No one wants to be seen as faithless, and yet he knows he will if his faith doesn’t produce the required result to be seen as faithful. Men know this, so they produce the result that will merit the correct evaluation from men. They give credit in the end to the faith that they possess, but the real praise should go to the methods that they used to produce their results. They say it is faith, but it really is a unique mix of various technology, motivation, propaganda, techniques, and enthusiasm. It takes the form of various styles of music, lighting, comforts, conveniences, advertising, programs, promotions, and compromises. In many cases, the result given credit to faith isn’t a genuine result. It hasn’t been produced by the power of God because of its mixture with the man-made method or strategy.

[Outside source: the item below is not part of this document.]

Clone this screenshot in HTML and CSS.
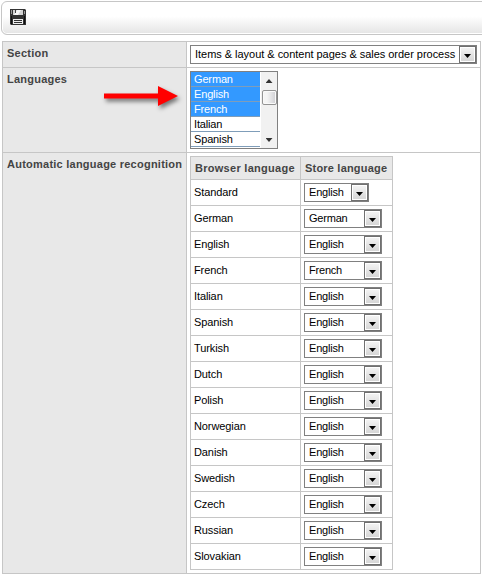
FILE: index.html
```
<!DOCTYPE html>
<html lang="en">
<head>
<meta charset="utf-8">
<title>Language settings</title>
<link rel="stylesheet" href="styles.css">
</head>
<body>
<div class="toolbar">
  <svg class="save" width="16" height="16" viewBox="0 0 16 16">
    <path fill="#333" d="M0 0h15l1 1v15H1l-1-1z"/>
    <path fill="#111" d="M1 7h1v8H1zM14 7h1v8h-1z"/>
    <path fill="#d4d4d4" d="M3 1h10v5H3z"/>
    <path fill="#f8f8f8" d="M7 1h4l-3 5H4z"/>
    <path fill="#444" d="M5 1h1v3H5z"/>
    <path fill="#999" d="M1 1h1v4H1zM14 2h1v3h-1z"/>
    <path fill="#eee" d="M3 10h10v5H3z"/>
    <path fill="#333" d="M4 11h8v1H4zM4 13h8v1H4z"/>
  </svg>
</div>
<main class="settings">
  <div class="label section-label">Section</div>
  <div class="field"><div class="select wide"><span>Items &amp; layout &amp; content pages &amp; sales order process</span><i></i></div></div>
  <div class="label languages-label">Languages
    <svg class="arrow" width="84" height="32" viewBox="0 0 84 32">
      <path class="arrow-shape" d="M3 13.500H57V6L77 16L57 26V18.500H3z"/>
    </svg>
  </div>
  <div class="field">
    <div class="listbox">
      <div class="options">
        <div class="option on">German</div>
        <div class="option on">English</div>
        <div class="option on">French</div>
        <div class="option">Italian</div>
        <div class="option">Spanish</div>
      </div>
      <div class="scrollbar"><b class="up"></b><b class="thumb"></b><b class="down"></b></div>
    </div>
  </div>
  <div class="label auto-label">Automatic language recognition</div>
  <div class="field">
    <div class="mapping">
      <div class="head browser">Browser language</div><div class="head store">Store language</div>
      <div class="cell">Standard</div><div class="cell"><div class="select short"><span>English</span><i></i></div></div>
      <div class="cell">German</div><div class="cell"><div class="select"><span>German</span><i></i></div></div>
      <div class="cell">English</div><div class="cell"><div class="select"><span>English</span><i></i></div></div>
      <div class="cell">French</div><div class="cell"><div class="select"><span>French</span><i></i></div></div>
      <div class="cell">Italian</div><div class="cell"><div class="select"><span>English</span><i></i></div></div>
      <div class="cell">Spanish</div><div class="cell"><div class="select"><span>English</span><i></i></div></div>
      <div class="cell">Turkish</div><div class="cell"><div class="select"><span>English</span><i></i></div></div>
      <div class="cell">Dutch</div><div class="cell"><div class="select"><span>English</span><i></i></div></div>
      <div class="cell">Polish</div><div class="cell"><div class="select"><span>English</span><i></i></div></div>
      <div class="cell">Norwegian</div><div class="cell"><div class="select"><span>English</span><i></i></div></div>
      <div class="cell">Danish</div><div class="cell"><div class="select"><span>English</span><i></i></div></div>
      <div class="cell">Swedish</div><div class="cell"><div class="select"><span>English</span><i></i></div></div>
      <div class="cell">Czech</div><div class="cell"><div class="select"><span>English</span><i></i></div></div>
      <div class="cell">Russian</div><div class="cell"><div class="select"><span>English</span><i></i></div></div>
      <div class="cell">Slovakian</div><div class="cell"><div class="select"><span>English</span><i></i></div></div>
    </div>
  </div>
</main>
</body>
</html>
```
FILE: styles.css
```
* { box-sizing: border-box; }
body {
  margin: 0;
  padding: 1px 0 0 1px;
  height: 576px;
  overflow: hidden;
  background: #fff;
  color: #000;
  font: 11px/15px "Liberation Sans", Arial, sans-serif;
  white-space: nowrap;
}
.toolbar {
  width: 490px;
  height: 34px;
  padding: 8px;
  border: 1px solid #c6c6c6;
  border-radius: 6px;
  background: linear-gradient(#fff 45%, #e4e4e4);
  box-shadow: inset 0 0 0 1px #fff;
}
.toolbar svg { display: block; margin-top: -1px; }
.settings {
  display: grid;
  grid-template-columns: 183px 293px;
  grid-template-rows: 25px 84px 420px;
  gap: 1px;
  width: 479px;
  margin: 6px 0 0 1px;
  padding: 1px;
  background: #c6c6c6;
}
.label {
  padding: 4px 0 0 4px;
  background: #e8e8e8;
  color: #444;
  font-weight: bold;
  letter-spacing: 0.24px;
}
.languages-label { position: relative; }
.arrow { position: absolute; left: 98px; top: 12px; overflow: visible; }
.arrow-shape { fill: #f00; filter: drop-shadow(2px 3px 2px rgba(0, 0, 0, 0.5)); }
.field { padding: 3px; background: #fff; }
.select {
  display: flex;
  justify-content: space-between;
  width: 78px;
  height: 19px;
  padding-left: 4px;
  border: 1px solid #808080;
  background: #fff;
  line-height: 16px;
  letter-spacing: -0.2px;
}
.select.short { width: 65px; }
.select.wide { width: 287px; letter-spacing: -0.03px; }
.select i {
  display: flex;
  align-items: center;
  justify-content: center;
  width: 17px;
  height: 17px;
  border: 1px solid #707070;
  box-shadow: inset 0 0 0 1px #fff;
  background: linear-gradient(#f5f5f5, #d4d4d4);
}
.select i::after {
  content: "";
  width: 7px;
  height: 4px;
  margin-top: 3px;
  background: #000;
  clip-path: polygon(0 0, 100% 0, 50% 100%);
}
.listbox {
  display: flex;
  justify-content: space-between;
  width: 88px;
  height: 78px;
  border: 1px solid #808080;
}
.options { width: 69px; letter-spacing: -0.15px; }
.option {
  height: 15px;
  padding-left: 3px;
  border-bottom: 1px solid #7f9db9;
  line-height: 15px;
}
.option.on { background: #3399ff; color: #fff; }
.scrollbar {
  display: flex;
  flex-direction: column;
  align-items: center;
  width: 16px;
  padding: 7px 0 6px;
  background: #f1f1f1;
}
.up, .down { width: 7px; height: 4px; background: #333; }
.up { clip-path: polygon(50% 0, 100% 100%, 0 100%); }
.down { margin-top: auto; clip-path: polygon(0 0, 100% 0, 50% 100%); }
.thumb {
  width: 15px;
  height: 15px;
  margin-top: 7px;
  border: 1px solid #949494;
  border-radius: 2px;
  background: linear-gradient(90deg, #f5f5f5 30%, #cfcfd3);
  box-shadow: inset 0 0 0 1px #fafafa;
}
.mapping {
  display: grid;
  grid-template-columns: 109px 91px;
  grid-template-rows: 22px repeat(15, 25px);
  gap: 1px;
  width: 203px;
  padding: 1px;
  background: #c6c6c6;
}
.head {
  padding-left: 4px;
  background: #e8e8e8;
  color: #444;
  font-weight: bold;
  line-height: 23px;
  letter-spacing: 0.28px;
}
.head.store { letter-spacing: 0.2px; }
.cell { padding: 3px; background: #fff; line-height: 18px; letter-spacing: -0.1px; }
```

The manifestations of the perversions of revivalism are all over evangelicalism and fundamentalism, including in the churches or organizations or people who are critical of revivalism. Non-revivalist preachers and their fans also judge their success by how big they are, calling that the “blessing of God on their ministries.” And other non-revivalist preachers crowd around those men and their churches looking for what it is the “successful pastors” have in order to imitate their methods. The sad result is that the One upon whom true faith rests doesn’t get the credit He deserves for the genuine blessing that He has produced that has nothing to do with the trappings of buildings, bucks, or books published. Many of these well-known churches are as guilty of leaning on methodological manipulation as any staunch supporter of Finney.
May we return to scriptural faith. May we seek to judge based upon biblical criteria. May we correct our belief and practice according to the Word of God.